Our vision, as we remove our winter jammies to expose our pasty white pre Florida body parts to try them on, is how they looked on the women in the catalogue. Even though we know that our bodies are not that, we still unconsciously compare the way we show up in our mirrors. All the work I do to embrace my curves, my hips, my uneven premastectomied breasts, my moles (and not the Cindy Crawford good kind), leaves me for a moment as I adjust my glasses (which I now need to even see myself) to accept and allow the life in front of me staring back.

I realize and know I have done incredible amounts of work to enjoy my body shape as is. This is no easy feat for us women. We have been shown for our entire lives that our bodies are not good enough, our not thin enough, are not fit enough, are not smooth enough. The thing I love about my fifties and all of the like-minded women I know is that despite all of the media telling us how we are supposed to look, our fifties give us permission to say FUCK YOU.

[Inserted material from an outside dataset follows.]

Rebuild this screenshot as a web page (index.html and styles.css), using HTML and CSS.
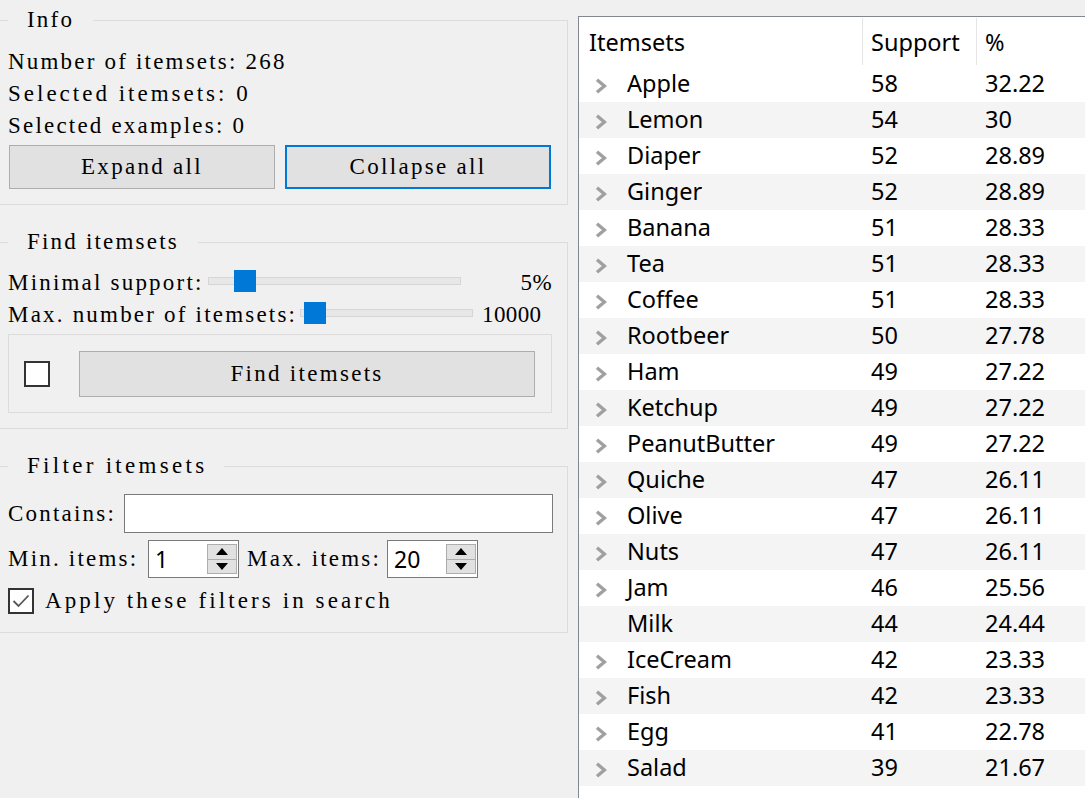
FILE: index.html
```html
<!DOCTYPE html>
<html>
<head>
<meta charset="utf-8">
<link rel="stylesheet" href="styles.css">
</head>
<body>
<div class="app">
  <div class="left">
    <fieldset class="group info">
      <legend>Info</legend>
      <div class="line">Number of itemsets: 268</div>
      <div class="line wide">Selected itemsets: 0</div>
      <div class="line">Selected examples: 0</div>
      <div class="btnrow">
        <button class="btn">Expand all</button>
        <button class="btn focus">Collapse all</button>
      </div>
    </fieldset>

    <fieldset class="group find">
      <legend>Find itemsets</legend>
      <div class="srow">
        <span class="lbl lbl-ms">Minimal support:</span>
        <div class="slider s1"><div class="groove"></div><div class="handle h1"></div></div>
        <span class="spacer"></span>
        <span class="sval">5%</span>
      </div>
      <div class="srow">
        <span class="lbl lbl-mx">Max. number of itemsets:</span>
        <div class="slider s2"><div class="groove"></div><div class="handle h2"></div></div>
        <span class="sval v2">10000</span>
      </div>
      <div class="frame">
        <span class="cb"></span>
        <button class="btn big">Find itemsets</button>
      </div>
    </fieldset>

    <fieldset class="group filter">
      <legend class="wide">Filter itemsets</legend>
      <div class="frow">
        <span class="lbl lbl-ct">Contains:</span>
        <div class="input"></div>
      </div>
      <div class="frow spinrow">
        <span class="lbl lbl-min">Min. items:</span>
        <div class="spin">
          <span class="spinval">1</span>
          <div class="spinbtns">
            <div class="sb up"><svg width="12" height="7" viewBox="0 0 12 7"><path d="M6 0 L12 7 L0 7 Z" fill="#000"/></svg></div>
            <div class="sb down"><svg width="12" height="7" viewBox="0 0 12 7"><path d="M0 0 L12 0 L6 7 Z" fill="#000"/></svg></div>
          </div>
        </div>
        <span class="lbl lbl-max">Max. items:</span>
        <div class="spin">
          <span class="spinval">20</span>
          <div class="spinbtns">
            <div class="sb up"><svg width="12" height="7" viewBox="0 0 12 7"><path d="M6 0 L12 7 L0 7 Z" fill="#000"/></svg></div>
            <div class="sb down"><svg width="12" height="7" viewBox="0 0 12 7"><path d="M0 0 L12 0 L6 7 Z" fill="#000"/></svg></div>
          </div>
        </div>
      </div>
      <div class="frow applyrow">
        <span class="cb checked"><svg width="22" height="22" viewBox="0 0 22 22"><path d="M3.5 11 L8.5 16 L18.5 5.5" fill="none" stroke="#555" stroke-width="1.8"/></svg></span>
        <span class="lbl applytxt">Apply these filters in search</span>
      </div>
    </fieldset>
  </div>

  <div class="right">
    <table class="tree">
      <thead>
        <tr><th class="c1">Itemsets</th><th class="c2">Support</th><th class="c3">%</th></tr>
      </thead>
      <tbody>
        <tr><td class="name"><span class="arr"><svg width="12" height="16" viewBox="0 0 12 16"><path d="M2 1.8 L9.4 8 L2 14.2" fill="none" stroke="#a0a0a0" stroke-width="3.4"/></svg></span>Apple</td><td>58</td><td>32.22</td></tr>
        <tr><td class="name"><span class="arr"><svg width="12" height="16" viewBox="0 0 12 16"><path d="M2 1.8 L9.4 8 L2 14.2" fill="none" stroke="#a0a0a0" stroke-width="3.4"/></svg></span>Lemon</td><td>54</td><td>30</td></tr>
        <tr><td class="name"><span class="arr"><svg width="12" height="16" viewBox="0 0 12 16"><path d="M2 1.8 L9.4 8 L2 14.2" fill="none" stroke="#a0a0a0" stroke-width="3.4"/></svg></span>Diaper</td><td>52</td><td>28.89</td></tr>
        <tr><td class="name"><span class="arr"><svg width="12" height="16" viewBox="0 0 12 16"><path d="M2 1.8 L9.4 8 L2 14.2" fill="none" stroke="#a0a0a0" stroke-width="3.4"/></svg></span>Ginger</td><td>52</td><td>28.89</td></tr>
        <tr><td class="name"><span class="arr"><svg width="12" height="16" viewBox="0 0 12 16"><path d="M2 1.8 L9.4 8 L2 14.2" fill="none" stroke="#a0a0a0" stroke-width="3.4"/></svg></span>Banana</td><td>51</td><td>28.33</td></tr>
        <tr><td class="name"><span class="arr"><svg width="12" height="16" viewBox="0 0 12 16"><path d="M2 1.8 L9.4 8 L2 14.2" fill="none" stroke="#a0a0a0" stroke-width="3.4"/></svg></span>Tea</td><td>51</td><td>28.33</td></tr>
        <tr><td class="name"><span class="arr"><svg width="12" height="16" viewBox="0 0 12 16"><path d="M2 1.8 L9.4 8 L2 14.2" fill="none" stroke="#a0a0a0" stroke-width="3.4"/></svg></span>Coffee</td><td>51</td><td>28.33</td></tr>
        <tr><td class="name"><span class="arr"><svg width="12" height="16" viewBox="0 0 12 16"><path d="M2 1.8 L9.4 8 L2 14.2" fill="none" stroke="#a0a0a0" stroke-width="3.4"/></svg></span>Rootbeer</td><td>50</td><td>27.78</td></tr>
        <tr><td class="name"><span class="arr"><svg width="12" height="16" viewBox="0 0 12 16"><path d="M2 1.8 L9.4 8 L2 14.2" fill="none" stroke="#a0a0a0" stroke-width="3.4"/></svg></span>Ham</td><td>49</td><td>27.22</td></tr>
        <tr><td class="name"><span class="arr"><svg width="12" height="16" viewBox="0 0 12 16"><path d="M2 1.8 L9.4 8 L2 14.2" fill="none" stroke="#a0a0a0" stroke-width="3.4"/></svg></span>Ketchup</td><td>49</td><td>27.22</td></tr>
        <tr><td class="name"><span class="arr"><svg width="12" height="16" viewBox="0 0 12 16"><path d="M2 1.8 L9.4 8 L2 14.2" fill="none" stroke="#a0a0a0" stroke-width="3.4"/></svg></span>PeanutButter</td><td>49</td><td>27.22</td></tr>
        <tr><td class="name"><span class="arr"><svg width="12" height="16" viewBox="0 0 12 16"><path d="M2 1.8 L9.4 8 L2 14.2" fill="none" stroke="#a0a0a0" stroke-width="3.4"/></svg></span>Quiche</td><td>47</td><td>26.11</td></tr>
        <tr><td class="name"><span class="arr"><svg width="12" height="16" viewBox="0 0 12 16"><path d="M2 1.8 L9.4 8 L2 14.2" fill="none" stroke="#a0a0a0" stroke-width="3.4"/></svg></span>Olive</td><td>47</td><td>26.11</td></tr>
        <tr><td class="name"><span class="arr"><svg width="12" height="16" viewBox="0 0 12 16"><path d="M2 1.8 L9.4 8 L2 14.2" fill="none" stroke="#a0a0a0" stroke-width="3.4"/></svg></span>Nuts</td><td>47</td><td>26.11</td></tr>
        <tr><td class="name"><span class="arr"><svg width="12" height="16" viewBox="0 0 12 16"><path d="M2 1.8 L9.4 8 L2 14.2" fill="none" stroke="#a0a0a0" stroke-width="3.4"/></svg></span>Jam</td><td>46</td><td>25.56</td></tr>
        <tr><td class="name"><span class="arr"></span>Milk</td><td>44</td><td>24.44</td></tr>
        <tr><td class="name"><span class="arr"><svg width="12" height="16" viewBox="0 0 12 16"><path d="M2 1.8 L9.4 8 L2 14.2" fill="none" stroke="#a0a0a0" stroke-width="3.4"/></svg></span>IceCream</td><td>42</td><td>23.33</td></tr>
        <tr><td class="name"><span class="arr"><svg width="12" height="16" viewBox="0 0 12 16"><path d="M2 1.8 L9.4 8 L2 14.2" fill="none" stroke="#a0a0a0" stroke-width="3.4"/></svg></span>Fish</td><td>42</td><td>23.33</td></tr>
        <tr><td class="name"><span class="arr"><svg width="12" height="16" viewBox="0 0 12 16"><path d="M2 1.8 L9.4 8 L2 14.2" fill="none" stroke="#a0a0a0" stroke-width="3.4"/></svg></span>Egg</td><td>41</td><td>22.78</td></tr>
        <tr><td class="name"><span class="arr"><svg width="12" height="16" viewBox="0 0 12 16"><path d="M2 1.8 L9.4 8 L2 14.2" fill="none" stroke="#a0a0a0" stroke-width="3.4"/></svg></span>Salad</td><td>39</td><td>21.67</td></tr>
      </tbody>
    </table>
  </div>
</div>
</body>
</html>
```

FILE: styles.css
```css
html, body {
  margin: 0;
  padding: 0;
  background: #f0f0f0;
  overflow: hidden;
}
.app {
  display: flex;
  width: 1085px;
  height: 798px;
}
.left {
  width: 578px;
  flex: none;
  font-family: "Liberation Serif", serif;
  font-size: 23px;
  letter-spacing: 2.2px;
  color: #000;
}
.wide { letter-spacing: 3px; }
.group {
  margin: 0 0 0 -1px;
  width: 569px;
  box-sizing: border-box;
  border: 1px solid #dcdcdc;
  padding: 0 8px;
  min-width: 0;
}
.group legend {
  padding: 0 19px;
  margin: 0;
  line-height: 32px;
  height: 32px;
}
.group legend.wide { letter-spacing: 3.3px; padding-right: 17px; }
.info {
  margin-top: 4px;
  padding-top: 10px;
  padding-bottom: 15px;
}
.line {
  height: 32px;
  line-height: 32px;
  white-space: nowrap;
}
.btnrow {
  display: grid;
  grid-template-columns: 266px 266px;
  column-gap: 10px;
  margin: 3px 0 0 1px;
}
.btn {
  font-family: "Liberation Serif", serif;
  font-size: 23px;
  letter-spacing: 2.3px;
  color: #000;
  background: #e1e1e1;
  border: 1px solid #adadad;
  height: 44px;
  padding: 0;
  margin: 0;
}
.btn.focus {
  border: 2px solid #0078d7;
}
.find {
  margin-top: 21px;
  padding-top: 9px;
  padding-bottom: 15px;
}
.srow {
  display: flex;
  align-items: center;
  height: 32px;
  width: 544px;
  white-space: nowrap;
}
.lbl { flex: none; }
.lbl-ms { width: 200px; }
.lbl-mx { width: 292px; }
.slider {
  position: relative;
  height: 22px;
  margin-bottom: 5px;
  flex: none;
}
.s1 { width: 253px; }
.s2 { width: 173px; }
.groove {
  margin-top: 7px;
  height: 6px;
  background: #e7e7e7;
  border: 1px solid #d6d6d6;
}
.handle {
  position: absolute;
  top: 0;
  width: 22px;
  height: 22px;
  background: #0078d7;
}
.h1 { left: 26px; }
.h2 { left: 4px; }
.spacer { flex: 1; }
.sval { letter-spacing: 0.4px; }
.v2 { margin-left: 9px; }
.frame {
  margin-top: 3px;
  border: 1px solid #dcdcdc;
  display: flex;
  align-items: center;
  width: 544px;
  box-sizing: border-box;
  padding: 16px 16px 15px 15px;
}
.cb {
  width: 26px;
  height: 26px;
  box-sizing: border-box;
  border: 2px solid #333;
  background: #fff;
  flex: none;
  display: flex;
  align-items: center;
  justify-content: center;
}
.btn.big {
  flex: 1;
  margin-left: 29px;
  height: 46px;
}
.filter {
  margin-top: 21px;
  padding-top: 12px;
  padding-bottom: 18px;
}
.frow {
  display: flex;
  align-items: center;
  white-space: nowrap;
}
.lbl-ct { width: 108px; }
.lbl-min { width: 132px; }
.lbl-max { width: 132px; margin-left: 8px; }
.input {
  width: 429px;
  height: 39px;
  box-sizing: border-box;
  border: 1px solid #7a7a7a;
  background: #fff;
  margin-left: 8px;
}
.spinrow {
  margin-top: 7px;
}
.spin {
  width: 91px;
  height: 38px;
  box-sizing: border-box;
  border: 1px solid #7a7a7a;
  background: #fff;
  margin-left: 8px;
  display: flex;
  align-items: center;
  justify-content: space-between;
  padding: 0 1px 0 6px;
  flex: none;
}
.spinval {
  font-family: "Noto Sans", "Open Sans", sans-serif;
  font-size: 23px;
  letter-spacing: 0;
}
.spinbtns {
  display: flex;
  flex-direction: column;
  width: 30px;
  height: 30px;
}
.sb {
  flex: 1;
  background: #e1e1e1;
  border: 1px solid #adadad;
  display: flex;
  align-items: center;
  justify-content: center;
}
.sb.up { border-bottom: none; }
.applyrow {
  margin-top: 10px;
}
.applytxt {
  margin-left: 11px;
  letter-spacing: 3.1px;
}
.right {
  flex: 1;
  margin-top: 16px;
  background: #fff;
  border-left: 1px solid #828790;
  border-top: 1px solid #828790;
  font-family: "Noto Sans", "Open Sans", sans-serif;
  font-size: 23.5px;
  color: #000;
}
.tree {
  border-collapse: collapse;
  width: 100%;
  table-layout: fixed;
}
.tree th {
  font-weight: normal;
  text-align: left;
  height: 49px;
  padding: 0;
  vertical-align: middle;
}
.tree th.c1 { width: 284px; padding-left: 10px; box-sizing: border-box; }
.tree th.c2 { width: 114px; padding-left: 8px; box-sizing: border-box; }
.tree th.c3 { padding-left: 8px; }
.tree th.c1, .tree th.c2 {
  background-image: linear-gradient(#e5e5e5, #e5e5e5);
  background-size: 1px 47px;
  background-position: right center;
  background-repeat: no-repeat;
}
.tree td {
  height: 36px;
  padding: 0 0 2px 8px;
  box-sizing: border-box;
  white-space: nowrap;
  line-height: 34px;
}
.tree td.name {
  padding-left: 16px;
}
.arr {
  display: inline-block;
  width: 12px;
  height: 16px;
  margin-right: 20px;
  vertical-align: -2px;
}
.arr svg { display: block; }
.tree tbody tr:nth-child(even) td {
  background: #f4f4f4;
}
```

The liberation of fifty is that the beach is no longer a fashion statement. If anyone was looking at me before and I cared, I was 20 and I didn’t know how amazing I looked. Now I look at me and I enjoy my curves and the weird things that are happening to my body. I just wish some active wear catalogue like the well intentioned Athleta and Title 9 would have the balls to show women really like me in their catalogues so I could see for a change what my uneven breasts, my beautiful hips, my strong thighs, my very salt and pepper hair, my starting to wrinkle neck would look like before I bought my goodie bag of summer.

Probably not a fat chance, but my grownup sassy self can dream, right?